## GIVEN EXERCISE
Print nothing but the lines from the start of the listing below through the line that contains "string; label: string;". Do not include the pictures.
-------
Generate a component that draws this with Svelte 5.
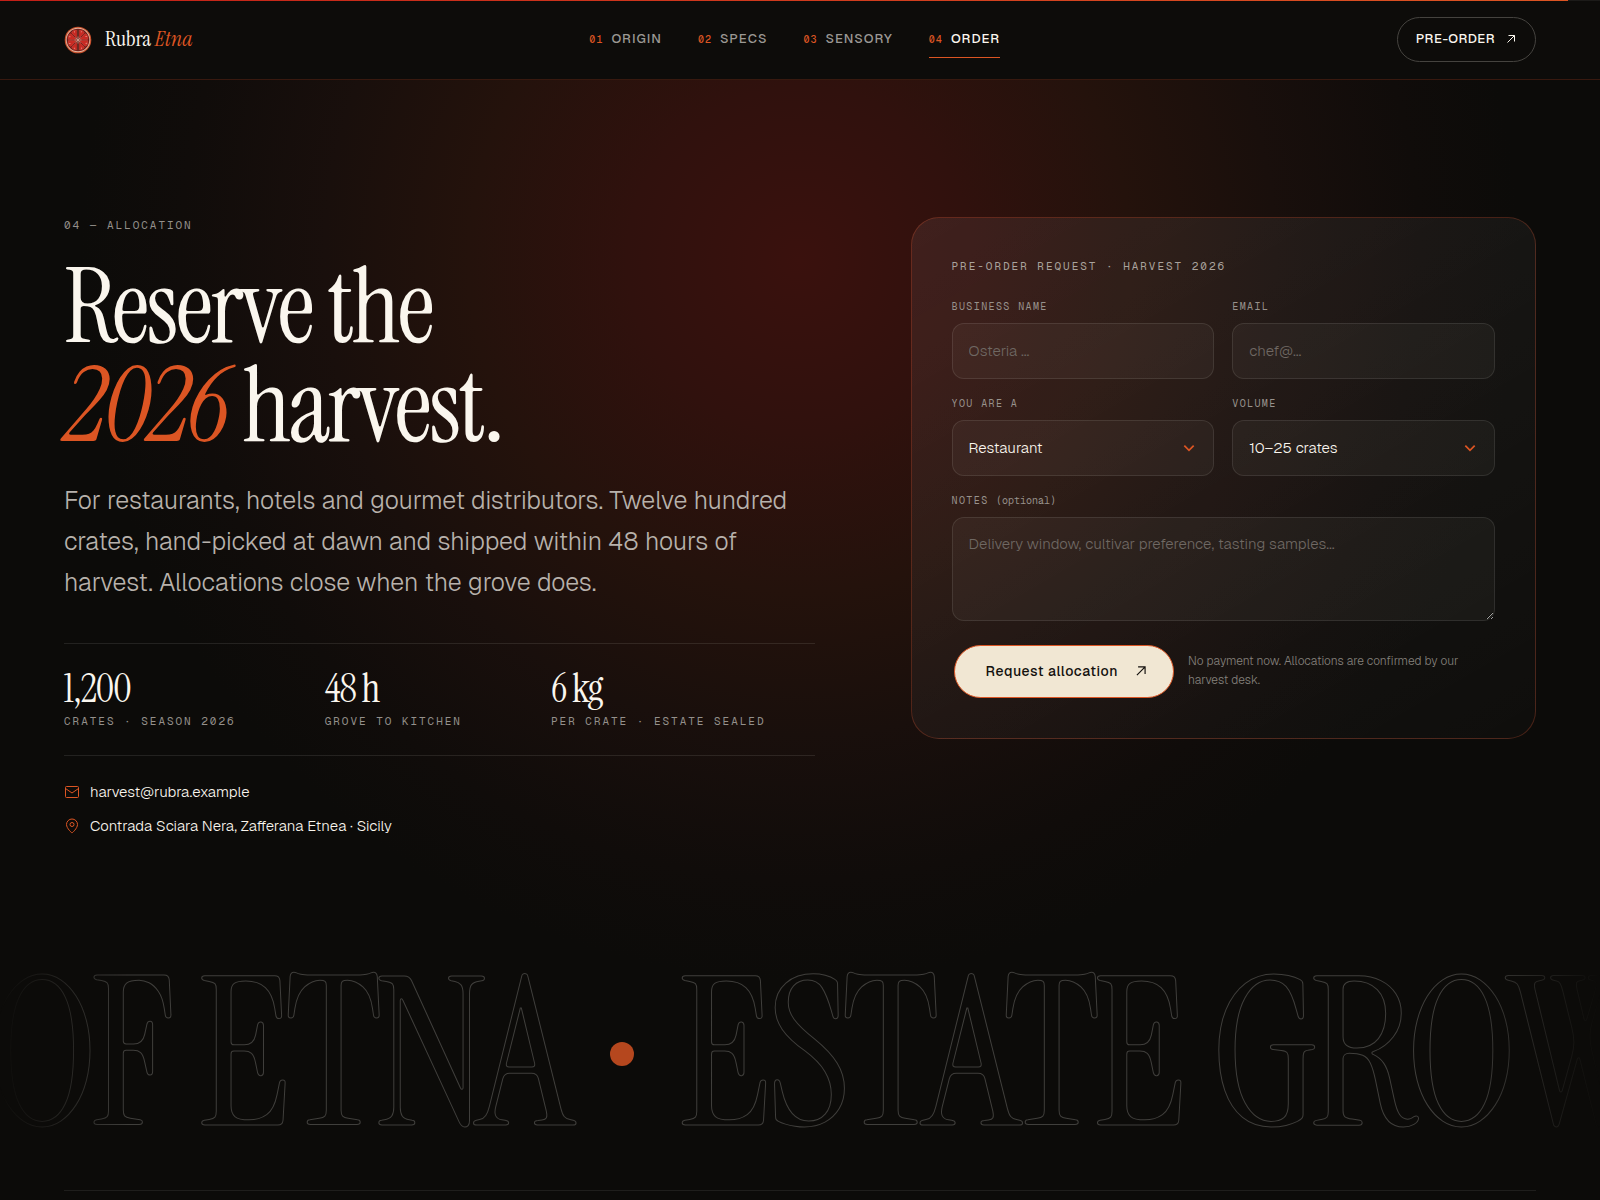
<script lang="ts">
  type NavLink = { index: string; label: string; href: string };

  const links: NavLink[] = [
    { index: "01", label: "Origin", href: "#origin" },
    { index: "02", label: "Specs", href: "#specs" },
    { index: "03", label: "Sensory", href: "#sensory" },
    { index: "04", label: "Order", href: "#order" },
  ];

  const stats = [
    { value: "1,200", label: "Crates · Season 2026" },
    { value: "48 h", label: "Grove to kitchen" },
    { value: "6 kg", label: "Per crate · Estate sealed" },
  ];

  const segments = [0, 45, 90, 135, 180, 225, 270, 315];

  let active = $state("04");
  let business = $state("");
  let email = $state("");
  let kind = $state("Restaurant");
  let volume = $state("10–25 crates");
  let notes = $state("");

  function submit(e: SubmitEvent) {
    e.preventDefault();
  }
</script>

{#snippet arrow()}
  <svg class="arrow" viewBox="0 0 12 12" aria-hidden="true">
    <path d="M2.500 9.500 9.500 2.500M3.500 2.500h6v6" />
  </svg>
{/snippet}

<div class="page">
  <header class="header">
    <div class="progress"><span></span></div>
    <a class="brand" href="#top">
      <svg class="mark" viewBox="0 0 28 28" aria-hidden="true">
        <circle cx="14" cy="14" r="13.300" fill="#c8502c" />
        <circle cx="14" cy="14" r="12.200" fill="#e2b59c" />
        <circle cx="14" cy="14" r="11.300" fill="#6e1715" />
        {#each segments as angle}
          <path
            d="M14 12.200 10.800 5Q14 2.200 17.200 5Z"
            fill="#c92a23"
            stroke="#e0574a"
            stroke-width=".4"
            transform="rotate({angle + 22} 14 14)"
          />
          <circle
            cx="14"
            cy="5.200"
            r=".5"
            fill="#f4c9b8"
            transform="rotate({angle + 22} 14 14)"
          />
        {/each}
        <path d="M14 3.500v21" stroke="#6b2a22" stroke-width="2.400" />
        <path d="M14 10.500v7M10.500 14h7M11.500 11.500l5 5M16.500 11.500l-5 5" stroke="#d9a595" stroke-width=".7" />
      </svg>
      <span>Rubra <em>Etna</em></span>
    </a>
    <nav class="nav" aria-label="Main">
      {#each links as link (link.index)}
        <a
          href={link.href}
          class:active={active === link.index}
          onclick={() => (active = link.index)}
        >
          <span class="num">{link.index}</span>{link.label}
        </a>
      {/each}
    </nav>
    <a class="preorder" href="#order">Pre-order {@render arrow()}</a>
  </header>

  <main class="order" id="order">
    <section class="intro">
      <p class="eyebrow">04 — Allocation</p>
      <h1>Reserve the<br /><em>2026</em> harvest.</h1>
      <p class="lead">
        For restaurants, hotels and gourmet distributors. Twelve hundred crates,
        hand-picked at dawn and shipped within 48 hours of harvest. Allocations
        close when the grove does.
      </p>
      <dl class="stats">
        {#each stats as stat}
          <div class="stat">
            <dd>{stat.value}</dd>
            <dt class="eyebrow">{stat.label}</dt>
          </div>
        {/each}
      </dl>
      <address class="contact">
        <a href="mailto:harvest@rubra.example">
          <svg viewBox="0 0 16 16" aria-hidden="true">
            <rect x="1.500" y="2.500" width="13" height="11" rx="1" />
            <path d="m1.500 4.500 6.500 4.500 6.500-4.500" />
          </svg>
          harvest@rubra.example
        </a>
        <span>
          <svg viewBox="0 0 16 16" aria-hidden="true">
            <path d="M8 15S2.500 10.500 2.500 6.500a5.500 5.500 0 0 1 11 0C13.500 10.500 8 15 8 15Z" />
            <circle cx="8" cy="6.500" r="2" />
          </svg>
          Contrada Sciara Nera, Zafferana Etnea · Sicily
        </span>
      </address>
    </section>

    <form class="card" onsubmit={submit}>
      <h2 class="eyebrow">Pre-order request · Harvest 2026</h2>
      <div class="fields">
        <div class="field">
          <label for="business">Business name</label>
          <input id="business" type="text" placeholder="Osteria …" bind:value={business} />
        </div>
        <div class="field">
          <label for="email">Email</label>
          <input id="email" type="email" placeholder="chef@…" bind:value={email} />
        </div>
        <div class="field">
          <label for="kind">You are a</label>
          <div class="select">
            <select id="kind" bind:value={kind}>
              <option>Restaurant</option>
            </select>
            <svg viewBox="0 0 12 12" aria-hidden="true"><path d="m2 4 4 4 4-4" /></svg>
          </div>
        </div>
        <div class="field">
          <label for="volume">Volume</label>
          <div class="select">
            <select id="volume" bind:value={volume}>
              <option>10–25 crates</option>
            </select>
            <svg viewBox="0 0 12 12" aria-hidden="true"><path d="m2 4 4 4 4-4" /></svg>
          </div>
        </div>
        <div class="field wide">
          <label for="notes">Notes <span>(optional)</span></label>
          <textarea
            id="notes"
            placeholder="Delivery window, cultivar preference, tasting samples…"
            bind:value={notes}
          ></textarea>
        </div>
      </div>
      <div class="submit">
        <button type="submit">Request allocation {@render arrow()}</button>
        <p>No payment now. Allocations are confirmed by our harvest desk.</p>
      </div>
    </form>
  </main>

  <div class="marquee">
    <div class="track">
      <span>OF ETNA</span>
      <i class="dot"></i>
      <span>ESTATE GROWN</span>
    </div>
  </div>

  <footer class="footer"></footer>
</div>

<style>
  :global(body) {
    margin: 0;
    background: #0c0b09;
  }
  .page {
    --ink: #faf6ee;
    --accent: #dc5523;
    --serif: "Instrument Serif", "Liberation Serif", serif;
    --sans: Geist, Inter, sans-serif;
    --mono: "Geist Mono", "Liberation Mono", monospace;
    min-height: 100vh;
    overflow: hidden;
    color: var(--ink);
    font-family: var(--sans);
    background: radial-gradient(
      circle 720px at 50% 260px,
      #3a110d 0%,
      #30110d 24%,
      #24120c 46%,
      #190f0c 66%,
      #100c0a 86%,
      #0c0b09 100%
    );
  }
  .page *,
  .page *::before {
    box-sizing: border-box;
  }
  em {
    color: var(--accent);
    font-style: italic;
  }
  a {
    color: inherit;
    text-decoration: none;
  }

  .header {
    position: relative;
    display: flex;
    align-items: center;
    justify-content: space-between;
    height: 80px;
    padding: 0 64px;
    background: #0d0c0a;
    border-bottom: 1px solid #38190f;
  }
  .progress {
    position: absolute;
    inset: 0 0 auto;
    height: 1px;
    background: #1c1b19;
  }
  .progress span {
    display: block;
    width: 98%;
    height: 1px;
    background: linear-gradient(90deg, #c21f17, #dc5523);
  }
  .brand {
    display: flex;
    align-items: center;
    gap: 13px;
    font-family: var(--serif);
    font-size: 22px;
    line-height: 28px;
  }
  .brand span {
    padding-bottom: 2px;
  }
  .mark {
    width: 28px;
    height: 28px;
  }
  .nav {
    display: flex;
    gap: 36px;
  }
  .nav a {
    display: flex;
    align-items: baseline;
    gap: 8px;
    padding: 9px 0;
    border-bottom: 1px solid transparent;
    font-size: 13px;
    font-weight: 500;
    line-height: 16px;
    letter-spacing: 0.08em;
    text-transform: uppercase;
    color: #9b9894;
  }
  .nav a.active {
    color: var(--ink);
    border-color: var(--accent);
  }
  .num {
    font-family: var(--mono);
    font-size: 10px;
    color: var(--accent);
  }
  .arrow {
    width: 12px;
    height: 12px;
    fill: none;
    stroke: currentColor;
  }
  .preorder {
    display: flex;
    align-items: center;
    gap: 10px;
    height: 45px;
    padding: 0 18px 2px;
    border: 1px solid #45433f;
    border-radius: 24px;
    font-size: 13px;
    font-weight: 500;
    letter-spacing: 0.04em;
    text-transform: uppercase;
  }

  .order {
    display: grid;
    grid-template-columns: 6fr 5fr;
    gap: 96px;
    align-items: start;
    padding: 137px 64px 0;
  }
  .eyebrow {
    margin: 0;
    font-family: var(--mono);
    font-size: 11px;
    font-weight: 400;
    line-height: 16px;
    letter-spacing: 0.18em;
    text-transform: uppercase;
    color: #94908b;
  }
  h1 {
    margin: 24px 0 25px;
    font-family: var(--serif);
    font-size: 104px;
    font-weight: 400;
    line-height: 99px;
    letter-spacing: -0.025em;
  }
  .lead {
    margin: 0;
    font-size: 25px;
    font-weight: 300;
    line-height: 41px;
    color: #b8b2ac;
  }
  .stats {
    display: grid;
    grid-template-columns: repeat(3, auto);
    gap: 40px;
    margin: 40px 0 25px;
    padding: 24px 0 26px;
    border: solid rgba(250, 246, 238, 0.1);
    border-width: 1px 0;
  }
  .stat {
    display: flex;
    flex-direction: column;
    gap: 4px;
  }
  .stat dd {
    margin: 0;
    font-family: var(--serif);
    font-size: 40px;
    line-height: 41px;
    letter-spacing: -0.025em;
  }
  .contact {
    display: flex;
    flex-direction: column;
    align-items: flex-start;
    gap: 12px;
    font-size: 15px;
    font-style: normal;
    font-weight: 300;
    line-height: 22px;
    color: var(--ink);
  }
  .contact > * {
    display: flex;
    align-items: center;
    gap: 10px;
  }
  .contact svg {
    width: 16px;
    height: 16px;
    fill: none;
    stroke: var(--accent);
  }

  .card {
    padding: 40px;
    border: 1px solid rgba(220, 85, 50, 0.28);
    border-radius: 28px;
    background: linear-gradient(150deg, rgba(255, 255, 255, 0.065), rgba(255, 255, 255, 0.015));
  }
  .card h2 {
    margin-bottom: 24px;
    color: #aaa39d;
  }
  .fields {
    display: grid;
    grid-template-columns: 1fr 1fr;
    gap: 16px 18px;
  }
  .field {
    display: flex;
    flex-direction: column;
    gap: 8px;
    min-width: 0;
  }
  .wide {
    grid-column: 1 / -1;
  }
  label {
    font-family: var(--mono);
    font-size: 10px;
    line-height: 17px;
    letter-spacing: 0.14em;
    text-transform: uppercase;
    color: #98928c;
  }
  label span {
    letter-spacing: 0;
    text-transform: none;
  }
  input,
  select,
  textarea {
    display: block;
    width: 100%;
    height: 56px;
    margin: 0;
    padding: 0 16px 2px;
    border: 1px solid rgba(250, 246, 238, 0.1);
    border-radius: 12px;
    background: rgba(250, 246, 238, 0.04);
    color: var(--ink);
    font-family: var(--sans);
    font-size: 15px;
    font-weight: 300;
    appearance: none;
  }
  textarea {
    height: 104px;
    padding: 16px;
    line-height: 20px;
    resize: vertical;
  }
  option {
    background: #161412;
  }
  ::placeholder {
    color: #6f6863;
    opacity: 1;
  }
  .select {
    display: grid;
    align-items: center;
  }
  .select > * {
    grid-area: 1 / 1;
  }
  .select svg {
    justify-self: end;
    width: 14px;
    height: 14px;
    margin-right: 18px;
    fill: none;
    stroke: var(--accent);
    stroke-width: 1.500;
    pointer-events: none;
  }
  .submit {
    display: flex;
    align-items: center;
    gap: 14px;
    margin-top: 24px;
    padding-left: 2px;
  }
  button {
    display: flex;
    flex: none;
    align-items: center;
    gap: 16px;
    height: 53px;
    padding: 0 25px 2px 31px;
    border: 1px solid var(--accent);
    border-radius: 27px;
    background: #f1e7d3;
    color: #14110e;
    font-family: var(--sans);
    font-size: 14px;
    font-weight: 500;
    letter-spacing: 0.04em;
    cursor: pointer;
  }
  button .arrow {
    width: 14px;
    height: 14px;
  }
  .submit p {
    margin: 0;
    padding-bottom: 2px;
    font-size: 12px;
    font-weight: 300;
    line-height: 19px;
    color: #85817c;
  }

  .marquee {
    margin-top: 117px;
    overflow: hidden;
    mask-image: linear-gradient(90deg, transparent, #000 8%, #000 92%, transparent);
  }
  .track {
    display: flex;
    align-items: center;
    gap: 44px;
    width: max-content;
    margin-left: -14px;
    font-family: var(--serif);
    font-size: 208px;
    line-height: 200px;
    letter-spacing: -0.03em;
    white-space: nowrap;
  }
  .track span {
    color: transparent;
    -webkit-text-stroke: 1px #403f3c;
  }
  .dot {
    width: 24px;
    height: 24px;
    border-radius: 50%;
    background: #b5471e;
  }
  .footer {
    height: 9px;
    margin: 36px 64px 0;
    border-top: 1px solid #1f1e1c;
  }
</style>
-------
## TASK RESPONSE
Generate a component that draws this with Svelte 5.
<script lang="ts">
  type NavLink = { index: string; label: string; href: string };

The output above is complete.